Days like today I think about all the memories I’ve made with friends who are not in my life anymore. A baseball game I went to for a new friend’s birthday when I was 12 where we laughed so hard (at what I don’t recall) we cried. Years of pre-Christmas baking sessions and ornament exchanges. And many celebratory birthdays, engagements, weddings, and baby showers. Where does all that time go?
Then the moment passes and I’m back to thinking about today. My mom’s last (hopefully) of 6 chemotherapy treatments before her next big surgery. Taking my son to a new doctor for what will likely be a lifetime of visits to check his free T-4. And returning home to not one, but two broken air conditioners, a house that’s hot as Hell, and endless laundry and dishes. Good gravy!
I’ve been pretty uninspired lately and there have been a lot of rejections coming my way.

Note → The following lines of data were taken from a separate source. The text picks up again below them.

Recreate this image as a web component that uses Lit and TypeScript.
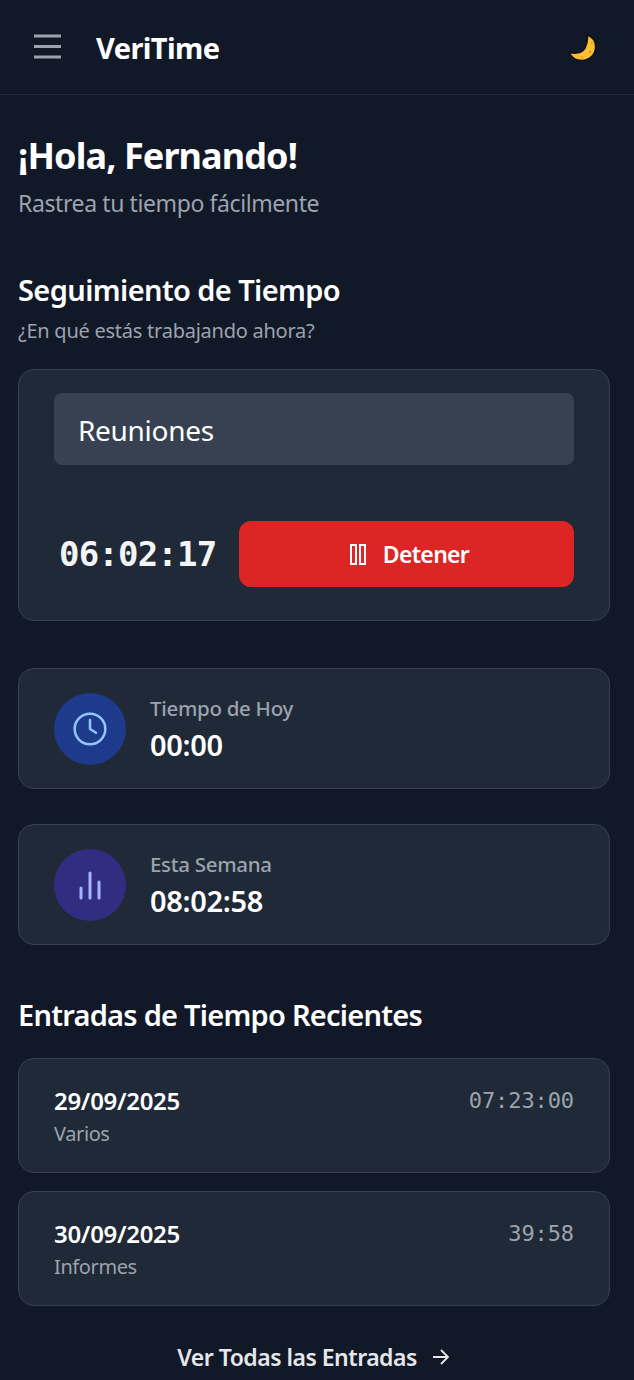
import { LitElement, html, css } from 'lit';
import { customElement } from 'lit/decorators.js';

const entries = [
  { date: '29/09/2025', label: 'Varios', time: '07:23:00' },
  { date: '30/09/2025', label: 'Informes', time: '39:58' },
];

@customElement('app-root')
export class AppRoot extends LitElement {
  static styles = css`
    :host {
      display: block;
      height: 1380px;
      overflow: hidden;
      background: #111827;
      color: #ffffff;
      font-family: 'Noto Sans', 'Open Sans', sans-serif;
    }
    .header {
      display: flex;
      align-items: center;
      height: 94px;
      padding: 0 38px 0 32px;
      border-bottom: 1px solid #1f2937;
    }
    .menu {
      display: block;
      color: #9ca3af;
    }
    .brand {
      margin-left: 32px;
      font-size: 29px;
      font-weight: 700;
      letter-spacing: -0.6px;
      flex: 1;
    }
    .main {
      display: flex;
      flex-direction: column;
      padding: 0 24px 0 18px;
    }
    h1 {
      margin: 39px 0 0;
      font-size: 36px;
      line-height: 44px;
      font-weight: 700;
      letter-spacing: -0.9px;
    }
    .tagline {
      margin: 9px 0 0;
      font-size: 23px;
      line-height: 32px;
      color: #9ca3af;
      letter-spacing: -0.4px;
    }
    h2 {
      margin: 0;
      font-size: 29px;
      line-height: 36px;
      font-weight: 600;
      letter-spacing: -0.6px;
    }
    .tracking {
      margin-top: 53px;
    }
    .hint {
      margin: 9px 0 0;
      font-size: 20px;
      line-height: 28px;
      color: #9ca3af;
      letter-spacing: -0.25px;
    }
    .card {
      background: #1f2937;
      border: 1px solid #374151;
      border-radius: 16px;
      box-sizing: border-box;
    }
    .timer {
      margin-top: 24px;
      height: 252px;
      padding: 23px 35px 0;
    }
    .task {
      display: flex;
      align-items: center;
      height: 72px;
      padding: 2px 24px 0;
      box-sizing: border-box;
      background: #374151;
      border-radius: 8px;
      font-size: 28px;
      letter-spacing: -0.3px;
    }
    .controls {
      display: flex;
      align-items: center;
      margin-top: 56px;
    }
    .clock {
      width: 185px;
      padding-left: 5px;
      box-sizing: border-box;
      font-family: 'DejaVu Sans Mono', monospace;
      font-size: 34px;
      font-weight: 700;
      color: #f3f4f6;
      letter-spacing: -0.8px;
    }
    .stop {
      display: flex;
      align-items: center;
      justify-content: center;
      gap: 15px;
      flex: 1;
      height: 66px;
      background: #dc2626;
      border-radius: 12px;
      font-size: 23px;
      font-weight: 600;
      letter-spacing: -0.7px;
    }
    .stat {
      display: flex;
      align-items: center;
      gap: 24px;
      height: 121px;
      padding: 0 35px;
    }
    .stat.first {
      margin-top: 47px;
    }
    .stat.second {
      margin-top: 35px;
    }
    .icon {
      display: flex;
      align-items: center;
      justify-content: center;
      width: 72px;
      height: 72px;
      border-radius: 50%;
    }
    .icon.blue {
      background: #1e3a8a;
      color: #93c5fd;
    }
    .icon.indigo {
      background: #312e81;
      color: #a5b4fc;
    }
    .stat-label {
      font-size: 20.5px;
      line-height: 28px;
      font-weight: 500;
      color: #9ca3af;
      letter-spacing: -0.3px;
    }
    .stat-value {
      margin-top: 5px;
      font-size: 29px;
      line-height: 36px;
      font-weight: 600;
      letter-spacing: -0.3px;
    }
    .recent {
      margin-top: 52px;
      letter-spacing: -0.75px;
    }
    .recent + .entry {
      margin-top: 25px;
    }
    .entry {
      display: flex;
      justify-content: space-between;
      height: 115px;
      padding: 26px 35px 0;
      margin-top: 18px;
    }
    .entry-date {
      font-size: 24px;
      line-height: 32px;
      font-weight: 600;
      letter-spacing: -0.3px;
    }
    .entry-label {
      margin-top: 3px;
      font-size: 20px;
      line-height: 28px;
      color: #9ca3af;
      letter-spacing: -0.4px;
    }
    .entry-time {
      padding-top: 2px;
      font-family: 'DejaVu Sans Mono', monospace;
      font-size: 22px;
      line-height: 28px;
      color: #9ca3af;
      letter-spacing: -0.1px;
    }
    .all {
      display: flex;
      align-items: center;
      justify-content: center;
      gap: 14px;
      margin-top: 35px;
      font-size: 23px;
      line-height: 32px;
      font-weight: 600;
      color: #e5e7eb;
      letter-spacing: -0.5px;
    }
  `;

  render() {
    return html`
      <div class="header">
        <svg class="menu" width="32" height="32" viewBox="0 0 32 32" fill="none" stroke="currentColor" stroke-width="3">
          <path d="M2 5h27M2 15.500h27M2 26h27" />
        </svg>
        <div class="brand">VeriTime</div>
        <svg width="28" height="28" viewBox="0 0 28 28">
          <path d="M19 2C25 4 28 9 27.500 15 27 22 21 27.500 14 27.500 8 27.500 3 24 1 19 7 21.500 14 20 17 15 19 11 20 6 19 2Z" fill="#fcbe32" stroke="#111" stroke-width="1.500" />
          <circle cx="24" cy="10" r="1" fill="#d9921f" />
          <circle cx="22" cy="19" r="1.200" fill="#d9921f" />
          <circle cx="14" cy="24.500" r="1" fill="#d9921f" />
        </svg>
      </div>
      <div class="main">
        <h1>¡Hola, Fernando!</h1>
        <p class="tagline">Rastrea tu tiempo fácilmente</p>

        <h2 class="tracking">Seguimiento de Tiempo</h2>
        <p class="hint">¿En qué estás trabajando ahora?</p>
        <div class="card timer">
          <div class="task">Reuniones</div>
          <div class="controls">
            <div class="clock">06:02:17</div>
            <div class="stop">
              <svg width="24" height="24" viewBox="0 0 24 24" fill="none" stroke="currentColor" stroke-width="2">
                <rect x="7" y="3" width="5" height="19" />
                <rect x="16" y="3" width="5" height="19" />
              </svg>
              Detener
            </div>
          </div>
        </div>

        <div class="card stat first">
          <div class="icon blue">
            <svg width="36" height="36" viewBox="0 0 24 24" fill="none" stroke="currentColor" stroke-width="1.700" stroke-linecap="round" stroke-linejoin="round">
              <circle cx="12" cy="12" r="10.200" />
              <path d="M12 6v6l4 2.500" />
            </svg>
          </div>
          <div>
            <div class="stat-label">Tiempo de Hoy</div>
            <div class="stat-value">00:00</div>
          </div>
        </div>
        <div class="card stat second">
          <div class="icon indigo">
            <svg width="36" height="36" viewBox="0 0 36 36" fill="none" stroke="currentColor" stroke-width="3" stroke-linecap="round">
              <path d="M9 31V21M18 31V6M27 31V15" />
            </svg>
          </div>
          <div>
            <div class="stat-label">Esta Semana</div>
            <div class="stat-value">08:02:58</div>
          </div>
        </div>

        <h2 class="recent">Entradas de Tiempo Recientes</h2>
        ${entries.map(
          (e) => html`
            <div class="card entry">
              <div>
                <div class="entry-date">${e.date}</div>
                <div class="entry-label">${e.label}</div>
              </div>
              <div class="entry-time">${e.time}</div>
            </div>
          `
        )}
        <div class="all">
          Ver Todas las Entradas
          <svg width="20" height="20" viewBox="0 0 20 20" fill="none" stroke="currentColor" stroke-width="1.800">
            <path d="M2 10h15M10 3l7 7-7 7" />
          </svg>
        </div>
      </div>
    `;
  }
}
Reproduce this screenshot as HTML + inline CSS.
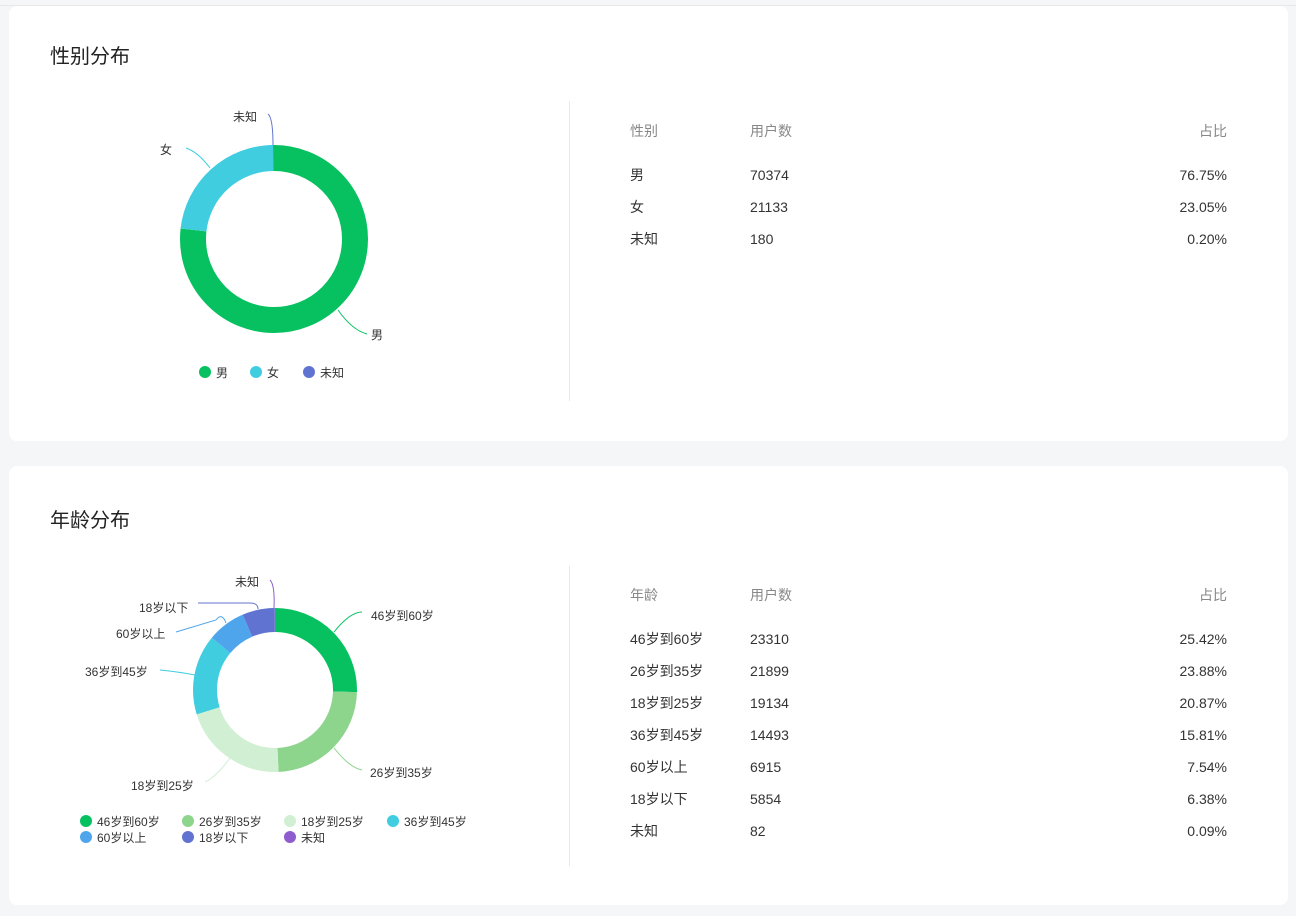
<!DOCTYPE html>
<html><head><meta charset="utf-8"><style>
body{margin:0;width:1296px;height:916px;background:#f5f6f8;font-family:"Liberation Sans","Noto Sans CJK SC",sans-serif;position:relative;overflow:hidden;color:#333}
.card{position:absolute;left:9px;width:1279px;background:#fff;border-radius:8px}
.t{position:absolute;left:41px;font-size:20px;color:#222}
.div{position:absolute;left:560px;width:1px;height:300px;background:#e8e8e8}
.tx{position:absolute;font-size:14px;line-height:16px;white-space:nowrap}
.h{color:#888}
svg text{font-family:"Liberation Sans","Noto Sans CJK SC",sans-serif;font-size:12px;fill:#333}
</style></head><body>
<div style="position:absolute;left:0;top:5px;width:1296px;height:1px;background:#e8e9eb"></div>
<div class="card" style="top:6px;height:435px">
<div class="t" style="top:34px">性别分布</div>
<div class="div" style="top:95px"></div>
</div>
<div class="card" style="top:466px;height:439px">
<div class="t" style="top:38px">年龄分布</div>
<div class="div" style="top:100px"></div>
</div>
<svg width="1296" height="916" style="position:absolute;left:0;top:0">
<g transform="translate(274,239) rotate(-90)" fill="none" stroke-width="26">
<circle r="81" stroke="#07c160" stroke-dasharray="390.6 1000"/>
<circle r="81" stroke="#40cde0" stroke-dasharray="0 390.6 117.3 1000"/>
<circle r="81" stroke="#6173d0" stroke-dasharray="0 507.9 1.2 1000"/>
</g>
<g stroke-width="1" fill="none">
<path d="M338 310 Q352 330 367 334" stroke="#07c160"/>
<path d="M210 168 Q198 152 186 148" stroke="#40cde0"/>
<path d="M273 145 Q273 118 268 114" stroke="#6173d0"/>
</g>
<text x="371" y="339">男</text><text x="160" y="154">女</text><text x="233" y="121">未知</text>
<circle cx="205" cy="372" r="6" fill="#07c160"/><text x="216" y="377" font-size="13">男</text>
<circle cx="256" cy="372" r="6" fill="#40cde0"/><text x="267" y="377">女</text>
<circle cx="309" cy="372" r="6" fill="#6173d0"/><text x="320" y="377">未知</text>
<g transform="translate(275,690) rotate(-90)" fill="none" stroke-width="24">
<circle r="70" stroke="#07c160" stroke-dasharray="111.8 1000"/>
<circle r="70" stroke="#8dd48c" stroke-dasharray="0 111.8 105 1000"/>
<circle r="70" stroke="#d1efd3" stroke-dasharray="0 216.8 91.8 1000"/>
<circle r="70" stroke="#40cde0" stroke-dasharray="0 308.6 69.5 1000"/>
<circle r="70" stroke="#4ea5ec" stroke-dasharray="0 378.1 33.2 1000"/>
<circle r="70" stroke="#6173d0" stroke-dasharray="0 411.3 28.1 1000"/>
<circle r="70" stroke="#8e5ccf" stroke-dasharray="0 439.4 0.5 1000"/>
</g>
<g stroke-width="1" fill="none">
<path d="M334 632 Q350 612 362 612" stroke="#07c160"/>
<path d="M334 748 Q350 768 362 770" stroke="#8dd48c"/>
<path d="M230 758 Q215 778 205 782" stroke="#d1efd3"/>
<path d="M195 675 Q180 672 160 670" stroke="#40cde0"/>
<path d="M226 623 Q222 612 216 620 L176 632" stroke="#4ea5ec"/>
<path d="M258 609 Q258 603 250 603 L198 603" stroke="#6173d0"/>
<path d="M274 608 Q275 585 270 580" stroke="#8e5ccf"/>
</g>
<text x="371" y="620">46岁到60岁</text><text x="370" y="777">26岁到35岁</text><text x="131" y="790">18岁到25岁</text>
<text x="85" y="676">36岁到45岁</text><text x="116" y="638">60岁以上</text><text x="139" y="612">18岁以下</text><text x="235" y="586">未知</text>
<circle cx="86" cy="821" r="6" fill="#07c160"/><text x="97" y="826">46岁到60岁</text>
<circle cx="188" cy="821" r="6" fill="#8dd48c"/><text x="199" y="826">26岁到35岁</text>
<circle cx="290" cy="821" r="6" fill="#d1efd3"/><text x="301" y="826">18岁到25岁</text>
<circle cx="393" cy="821" r="6" fill="#40cde0"/><text x="404" y="826">36岁到45岁</text>
<circle cx="86" cy="837" r="6" fill="#4ea5ec"/><text x="97" y="842">60岁以上</text>
<circle cx="188" cy="837" r="6" fill="#6173d0"/><text x="199" y="842">18岁以下</text>
<circle cx="290" cy="837" r="6" fill="#8e5ccf"/><text x="301" y="842">未知</text>
</svg>
<div class="tx h" style="left:630px;top:123px">性别</div><div class="tx h" style="left:750px;top:123px">用户数</div><div class="tx h" style="right:69px;top:123px">占比</div>
<div class="tx" style="left:630px;top:167px">男</div><div class="tx" style="left:750px;top:167px">70374</div><div class="tx" style="right:69px;top:167px">76.75%</div>
<div class="tx" style="left:630px;top:199px">女</div><div class="tx" style="left:750px;top:199px">21133</div><div class="tx" style="right:69px;top:199px">23.05%</div>
<div class="tx" style="left:630px;top:231px">未知</div><div class="tx" style="left:750px;top:231px">180</div><div class="tx" style="right:69px;top:231px">0.20%</div>
<div class="tx h" style="left:630px;top:587px">年龄</div><div class="tx h" style="left:750px;top:587px">用户数</div><div class="tx h" style="right:69px;top:587px">占比</div>
<div class="tx" style="left:630px;top:631px">46岁到60岁</div><div class="tx" style="left:750px;top:631px">23310</div><div class="tx" style="right:69px;top:631px">25.42%</div>
<div class="tx" style="left:630px;top:663px">26岁到35岁</div><div class="tx" style="left:750px;top:663px">21899</div><div class="tx" style="right:69px;top:663px">23.88%</div>
<div class="tx" style="left:630px;top:695px">18岁到25岁</div><div class="tx" style="left:750px;top:695px">19134</div><div class="tx" style="right:69px;top:695px">20.87%</div>
<div class="tx" style="left:630px;top:727px">36岁到45岁</div><div class="tx" style="left:750px;top:727px">14493</div><div class="tx" style="right:69px;top:727px">15.81%</div>
<div class="tx" style="left:630px;top:759px">60岁以上</div><div class="tx" style="left:750px;top:759px">6915</div><div class="tx" style="right:69px;top:759px">7.54%</div>
<div class="tx" style="left:630px;top:791px">18岁以下</div><div class="tx" style="left:750px;top:791px">5854</div><div class="tx" style="right:69px;top:791px">6.38%</div>
<div class="tx" style="left:630px;top:823px">未知</div><div class="tx" style="left:750px;top:823px">82</div><div class="tx" style="right:69px;top:823px">0.09%</div>
</body></html>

This time next week my daughter will be back in the dorms in Lincoln and my son will also be back in school. You know when you hang your hat on the stay at home mom thing and the kids are either gone or totally don’t need you anymore, there is a hole that’s left and needs to be filled with something else.
My problem lately is that the typical set list of activities I would gravitate towards to fill that hole feels very “meh” to me right now. I don’t feel like writing (even this blog) or reading or gardening and my mood has been downright rotten. What’s a girl to do?
So strange to, just a few short months ago, feel great about the future and be high on life and now this? I just don’t understand it.
Yesterday was a challenge and I ended up in tears over a few words with Jim. Not seeing eye to eye on something is not like us. I am looking forward to our next vacation together but is that what life is going to be like now? Me twiddling away and feeling very not needed and unimportant? Why can’t I just do the things I usually love and be happy?
How many episodes of Masterchef do I have to watch before I get sick of wasting my time on it?
All the time that’s gone and all the time I’m not sure what to do with. That’s life.